802.11n offers great power, but has significant complexity. That complexity may be expressed in a variety of ways. When the 2012 revision of 802.11 first incorporated the 802.11n amendment, the text grew in size by about 50%. Another favorite factoid of mine is that there is a clause that lays out the possible data rates for each potential value of the array of parameters selected for transmission. The resulting tables are a notable fraction of the overall specification.
Note
802.11n has over 300 different data rates! If you feel confused, you’re not alone.

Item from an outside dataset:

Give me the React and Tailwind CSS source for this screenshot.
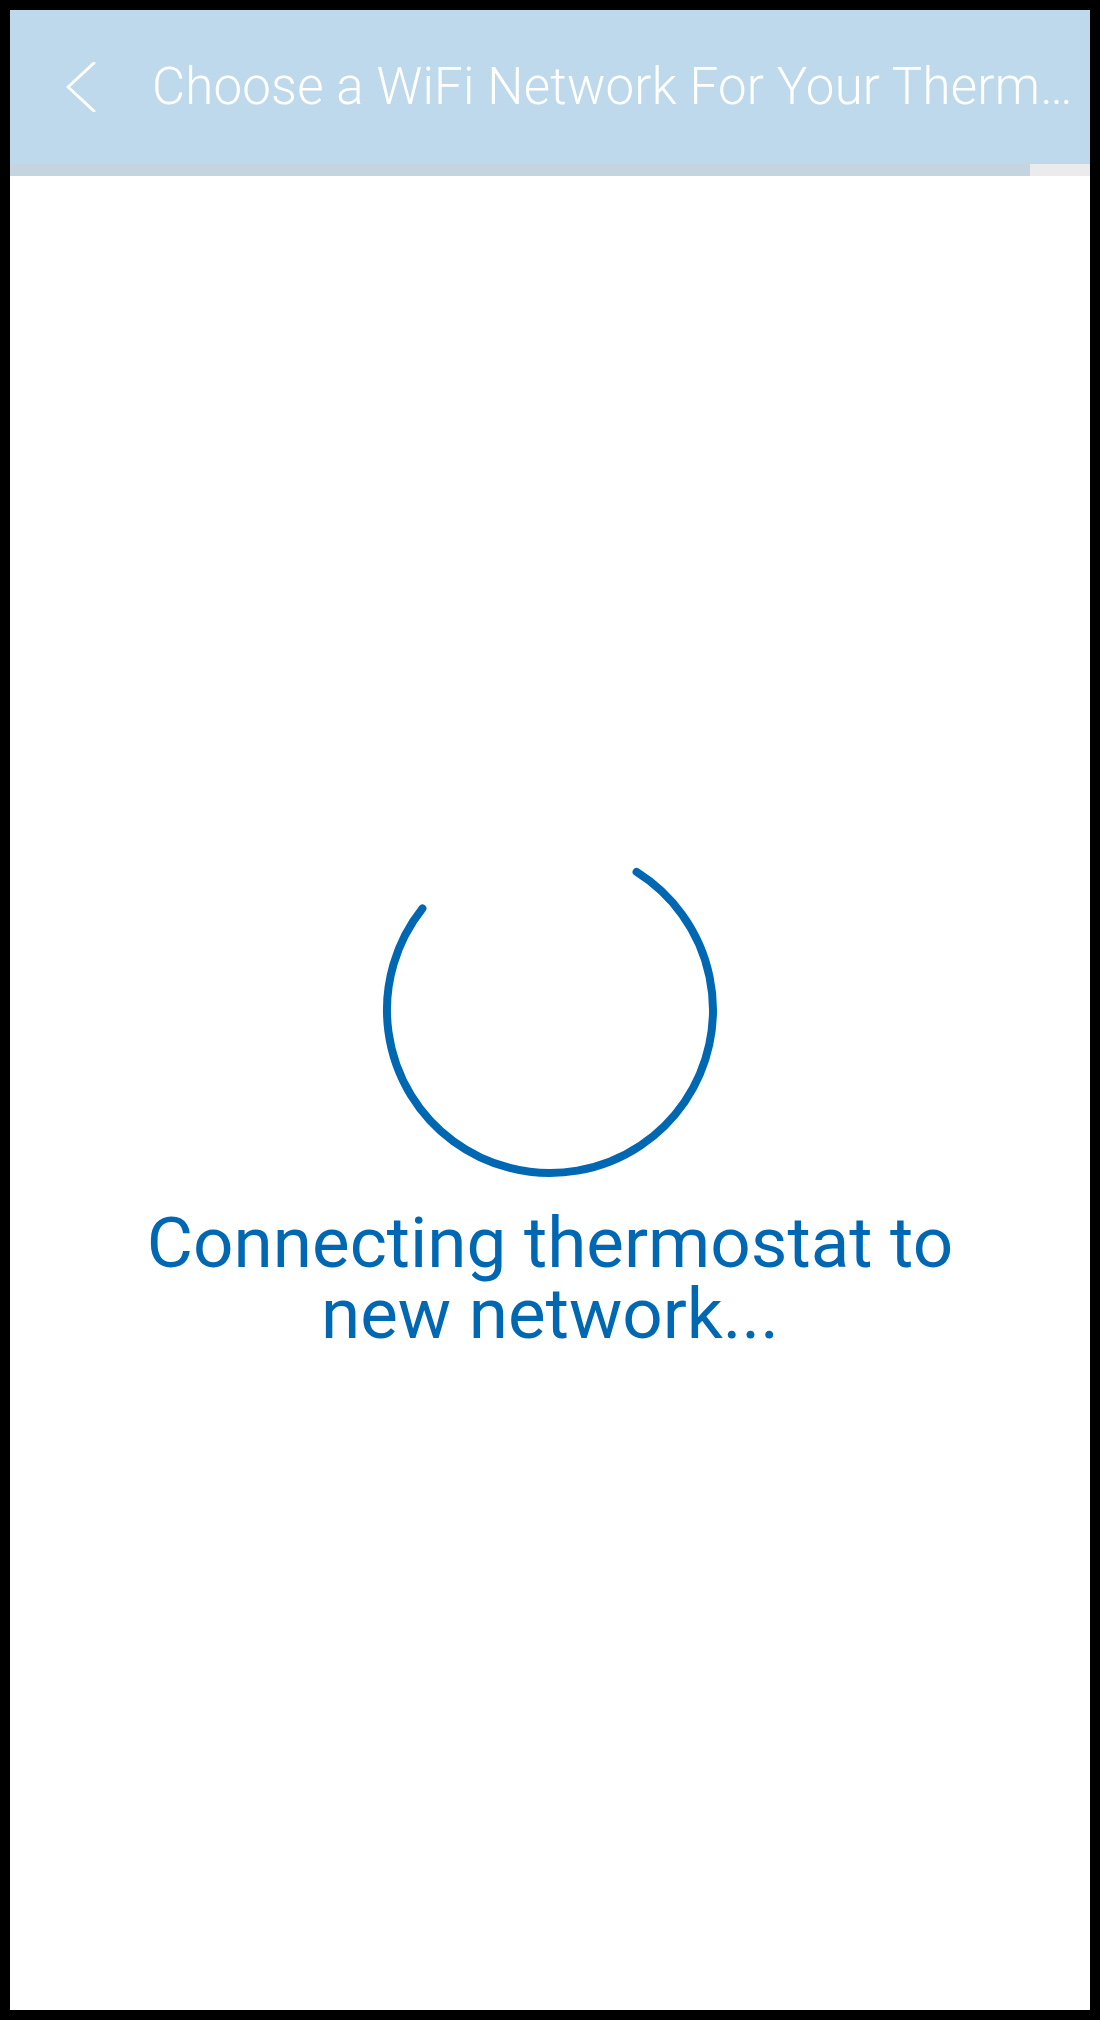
export default function App() {
  return (
    <div className="h-[2020px] w-[1100px] bg-black p-[10px]">
      <div className="flex h-full flex-col bg-white" style={{ fontFamily: 'Roboto, "Noto Sans", sans-serif' }}>
        {/* top bar */}
        <header className="flex h-[154px] shrink-0 items-center bg-[#bdd9eb] pl-[56px] pr-[10px]">
          <button className="flex h-[50px] w-[30px] shrink-0 items-center justify-center">
            <svg width="30" height="50" viewBox="0 0 30 50" fill="none">
              <path d="M28 1 L2 25 L28 49" stroke="white" strokeWidth="3" strokeLinecap="round" strokeLinejoin="round" />
            </svg>
          </button>
          <h1 className="ml-[56px] min-w-0 flex-1 whitespace-nowrap text-[51px] leading-[60px] font-light tracking-[0.2px] text-white">
            Choose a WiFi Network For Your Therm…
          </h1>
        </header>

        {/* progress */}
        <div className="flex h-[12px] shrink-0 bg-[#ebebeb]">
          <div className="h-full w-[1020px] bg-[#c5d5e0]" />
        </div>

        <main className="flex flex-1 flex-col items-center justify-center">
          <svg width="344" height="344" viewBox="0 0 344 344" fill="none">
            <path
              d="M44.4 70.5 A163 163 0 1 0 258.6 33.9"
              stroke="#0068b3"
              strokeWidth="8"
              strokeLinecap="round"
            />
          </svg>
          <p className="mt-[25px] text-center text-[71px] leading-[71px] text-[#0068b3]">
            Connecting thermostat to
            <br />
            new network...
          </p>
        </main>
      </div>
    </div>
  );
}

Bob O’Hara, the original technical editor of the 802.11 standard, once admonished me to “never confuse standardization with building a product.”[4] The complexity of 802.11n is an excellent illustration of his point. With such a complex standard, it is simply not possible to overcome the hardware engineering challenges and have the maximum capabilities available when the standard is published. In the case of 802.11n, product support of capabilities comes in waves. The first wave of 802.11n that hit in 2007 was composed of products that supported sustained 100 Mbps throughput, and, with the configuration of protocol options for maximum speed, up to a 300 Mbps link rate. The second wave hit in 2011, with products that featured data rates up to 450 Mbps. Meanwhile, many low-power devices upgraded to 802.11n single-stream technology with small improvements in speed.
The interplay between standardization and building product is, in effect, managed by the Wi-Fi Alliance, an industry trade organization. All major wireless LAN vendors are members of the Wi-Fi Alliance. With a complex standard such as 802.11, trade organizations serve a valuable purpose in focusing development effort on the most valuable features for end users.[5]
The Wi-Fi Alliance works to create certification programs for emerging standards. As a general rule, the Wi-Fi Alliance will have an initial certification program based on a solid subset of the standard that is available as the technology is developed, and then they launch a second program based on the approved standard. While the technology is being developed, the Wi-Fi Alliance certification programs often serve as a key target for product manufacturers, who will build products capable of passing the certification test.
[3] As with all 802.11 standards, the best place to check on status is the official 802.11 timeline. In addition to estimating the milestone dates for drafts that are in progress, it offers a look back at the dates of milestones for existing standards.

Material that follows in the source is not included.